We hear from a Bristolian anti-fascist in the ongoing fight in Syria.
Sat in an old, half-ruined Syrian army base north of Raqqa, the General looked around at us – a dozen foreign volunteers, fresh from the academy and eager to be sent to the front lines – and shook his head. “Why have you come here?” he asked. “Why would you leave peace?” We laughed nervously and avoided his gaze.
My answer, and I suspect everyone else’s, was complicated. I had followed the Syrian civil war from a distance, and had been inspired by the way the Syrian Democratic Forces (SDF¹) had united the many ethnic groups of the area; had replaced the evil of Daesh (ISIS) with a functioning democratic system; and seemed to have a viable model for peace in a region often presented as doomed to endless wars. There seemed to be an oasis of freedom here, surrounded by powerful enemies and unreliable allies, and I couldn’t sit at home and leave the fate of that freedom entirely in the hands of others.
But more than that: I had watched with joy and disbelief the sweeping successes of the Kurdish² women’s movement, both on and off the battlefield. While their militias swept aside an enemy consciously founded on extreme male violence, in the liberated areas they were working towards a free and equal society where women’s rights are guaranteed, by force of arms if necessary³. To me, that represents a hope for a better world, and I want to see this movement, to learn from them, to help them. I need hope, and for that hope I was willing to leave my life behind for eight months, to travel to a war zone, and risk death at the hands of Daesh.
Getting to Northern Syria is tricky at the moment, as its immediate neighbours all hate and fear it. I applied to join the YPG⁴, a mostly-Kurdish militia who helped found the SDF, and they were able to smuggle me across the border with a group of volunteers⁵. Those returning for the second or third time were assigned units and sent to the front. The remaining dozen of us were sent to the International Academy for a month-long course in Kurdish, local history and politics, and some basic military training.
A few weeks before our arrival, Turkish jets had bombed a nearby YPG media centre, with huge loss of life. The Turkish government fears that the success of Kurdish militias in Syria, and the society they’ve created, will inspire further resistance in the area of Kurdistan that Turkey occupies⁶. Our whole area was on alert for a couple of months, and several times we had to leave the academy and hide in fields as planes went overhead. As I lay in a ditch one day listening to the distant rumble of jet engines, one of the US veterans I was with turned to the other and asked, “Is this what it’s like to be on the other side?”
“Man,” the other replied, “we were assholes.”
In Raqqa, the airstrikes7 support us. With most, though not all of the civilians gone from the city, and with Daesh’s ranks severely depleted and demoralized, most of the fighting has been long-range. Daesh shells us, attempts to pick us off with snipers, or sends drones to drop grenades on us. We try to work out where the attacks are coming from, check there aren’t civilians nearby, and call in airstrikes. Some evenings I lie in bed listening to the booms and whistles of rival mortar batteries shelling each other, counting the thuds as each barrage launches so I can tell who’s winning. Those of us at the front push forward one building at a time, checking for mines and tunnels, and trying to trap Daesh in an area small enough for them to actually defend.
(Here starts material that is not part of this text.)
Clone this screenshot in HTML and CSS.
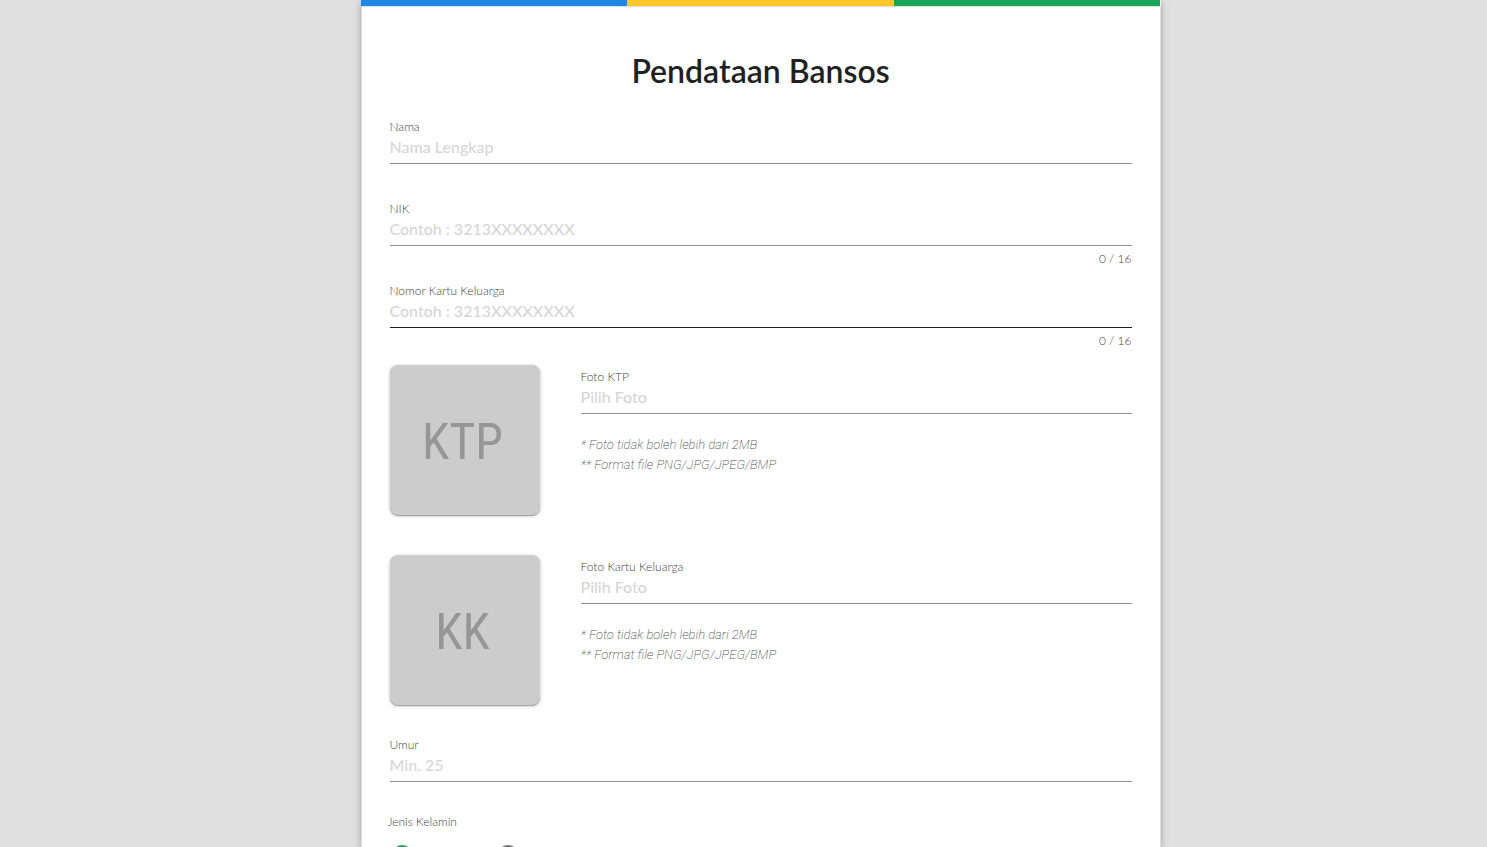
FILE: index.html
```html
<!DOCTYPE html>
<html lang="id">
<head>
<meta charset="utf-8">
<meta name="viewport" content="width=device-width, initial-scale=1">
<title>Pendataan Bansos</title>
<link rel="stylesheet" href="styles.css">
</head>
<body>
<main class="page">
  <form class="card">
    <div class="stripe"><span class="stripe-blue"></span><span class="stripe-yellow"></span><span class="stripe-green"></span></div>
    <div class="content">
      <h1 class="title">Pendataan Bansos</h1>
      <div class="field">
        <label class="label" for="nama">Nama</label>
        <input class="input" id="nama" type="text" placeholder="Nama Lengkap">
      </div>
      <div class="field">
        <label class="label" for="nik">NIK</label>
        <input class="input" id="nik" type="text" maxlength="16" placeholder="Contoh : 3213XXXXXXXX">
        <span class="counter">0 / 16</span>
      </div>
      <div class="field">
        <label class="label" for="kk">Nomor Kartu Keluarga</label>
        <input class="input input-active" id="kk" type="text" maxlength="16" placeholder="Contoh : 3213XXXXXXXX">
        <span class="counter">0 / 16</span>
      </div>
      <div class="uploads">
        <div class="upload">
          <div class="preview">KTP</div>
          <div class="upload-body">
            <label class="label" for="foto-ktp">Foto KTP</label>
            <input class="input" id="foto-ktp" type="text" placeholder="Pilih Foto" readonly>
            <p class="note">* Foto tidak boleh lebih dari 2MB<br>** Format file PNG/JPG/JPEG/BMP</p>
          </div>
        </div>
        <div class="upload">
          <div class="preview">KK</div>
          <div class="upload-body">
            <label class="label" for="foto-kk">Foto Kartu Keluarga</label>
            <input class="input" id="foto-kk" type="text" placeholder="Pilih Foto" readonly>
            <p class="note">* Foto tidak boleh lebih dari 2MB<br>** Format file PNG/JPG/JPEG/BMP</p>
          </div>
        </div>
      </div>
      <div class="field field-last">
        <label class="label" for="umur">Umur</label>
        <input class="input" id="umur" type="text" inputmode="numeric" placeholder="Min. 25">
      </div>
      <fieldset class="gender">
        <legend class="label">Jenis Kelamin</legend>
        <div class="options">
          <input class="radio" type="radio" name="gender" aria-label="Laki-laki" checked>
          <input class="radio" type="radio" name="gender" aria-label="Perempuan">
        </div>
      </fieldset>
    </div>
  </form>
</main>
</body>
</html>
```
FILE: styles.css
```css
* {
  box-sizing: border-box;
}

body {
  margin: 0;
  background: #e0e0e0;
  color: #212121;
  font-family: Lato, "Open Sans", sans-serif;
  font-size: 16px;
  line-height: 20px;
}

.page {
  display: flex;
  justify-content: center;
  height: 100vh;
  padding-left: 34px;
  overflow: hidden;
}

.card {
  width: 100%;
  max-width: 800px;
  background: #fff;
  box-shadow: 0 3px 5px rgba(0, 0, 0, 0.2), 0 1px 10px rgba(0, 0, 0, 0.12);
}

.stripe {
  display: grid;
  grid-template-columns: repeat(3, 1fr);
  height: 6px;
}

.stripe-blue {
  background: #1e88e5;
}

.stripe-yellow {
  background: #ffca28;
}

.stripe-green {
  background: #18a558;
}

.content {
  padding: 44px 28px;
  border: 1px solid #e0e0e0;
}

.title {
  margin: 0 0 28px;
  font-size: 32px;
  font-weight: 600;
  line-height: 40px;
  text-align: center;
}

.field {
  display: flex;
  flex-direction: column;
  height: 82px;
}

.field-last {
  height: 77px;
}

.label {
  font-size: 12px;
  font-weight: 300;
  line-height: 16px;
  color: #444;
}

.input {
  width: 100%;
  height: 29px;
  padding: 0 0 6px;
  border: 0;
  border-bottom: 1px solid #8f8f8f;
  background: transparent;
  color: #212121;
  font: 500 16px/20px Lato, "Open Sans", sans-serif;
  outline: 0;
}

.input::placeholder {
  color: #d6d6d6;
  opacity: 1;
}

.input-active {
  border-bottom-color: #212121;
}

.counter {
  align-self: flex-end;
  margin-top: 5px;
  color: #444;
  font-size: 12px;
  font-weight: 300;
  line-height: 16px;
}

.uploads {
  display: grid;
  gap: 40px;
  margin-bottom: 32px;
}

.upload {
  display: flex;
  gap: 41px;
}

.upload-body {
  flex: 1;
  display: flex;
  flex-direction: column;
  padding-top: 4px;
}

.preview {
  display: flex;
  align-items: center;
  justify-content: center;
  width: 150px;
  height: 150px;
  padding-top: 4px;
  padding-right: 4px;
  border-radius: 8px;
  background: #ccc;
  color: #969696;
  font: 50px/60px "Liberation Sans Narrow", "Roboto Condensed", "Liberation Sans", sans-serif;
  box-shadow: 0 1px 1px rgba(0, 0, 0, 0.3), 0 1px 4px rgba(0, 0, 0, 0.2);
}

.note {
  margin: 21px 0 0;
  color: #555;
  font-family: Roboto, sans-serif;
  font-size: 13px;
  font-style: italic;
  font-weight: 200;
  line-height: 20px;
}

.gender {
  margin: 0 -2px;
  padding: 0;
  border: 0;
}

.gender .label {
  padding: 0;
}

.options {
  display: flex;
  gap: 86px;
  padding: 15px 4px 0;
}

.radio {
  appearance: none;
  width: 20px;
  height: 20px;
  margin: 0;
  border: 2px solid #757575;
  border-radius: 50%;
}

.radio:checked {
  border-color: #18a558;
  background: radial-gradient(circle, #18a558 5px, transparent 6px);
}
```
Even at close quarters, this remains an artillery battle. My unit was once sent to clear a building on the front line where Daesh had been spotted. Taking cover in the doorway of an apartment block across the street, we decided to call in an airstrike rather than risk an assault. Daesh, glaring out at us, decided to call in a car bomb rather than risk leaving cover. Someone else, presumably operating a surveillance drone, spotted the car bomb moving and called in another airstrike. All three arrived at the building opposite us pretty much simultaneously, leveling it and leaving us stunned and covered in concrete dust.
Life here can be hard, boring, occasionally even dangerous, but coming here is one of the best decisions I ever made. The civilians filtering back into the liberated areas, or waiting in the camps outside the city, are always overjoyed to see us. They bring us food when they have it, or share our rations when they don’t. Children play in the street while their mothers, in brightly-colored traditional clothes, watch over them. Soon the Raqqa Civilian Council will move in and set up neighbourhood assemblies, who will elect people to oversee the reconstruction of the city. The locals will set up a self-defence militia and security forces, schools will open for all genders, and the long task of rebuilding society will begin.
The freedom here, after so much oppression, is incredible to see, and I’m so proud to be part of making that possible.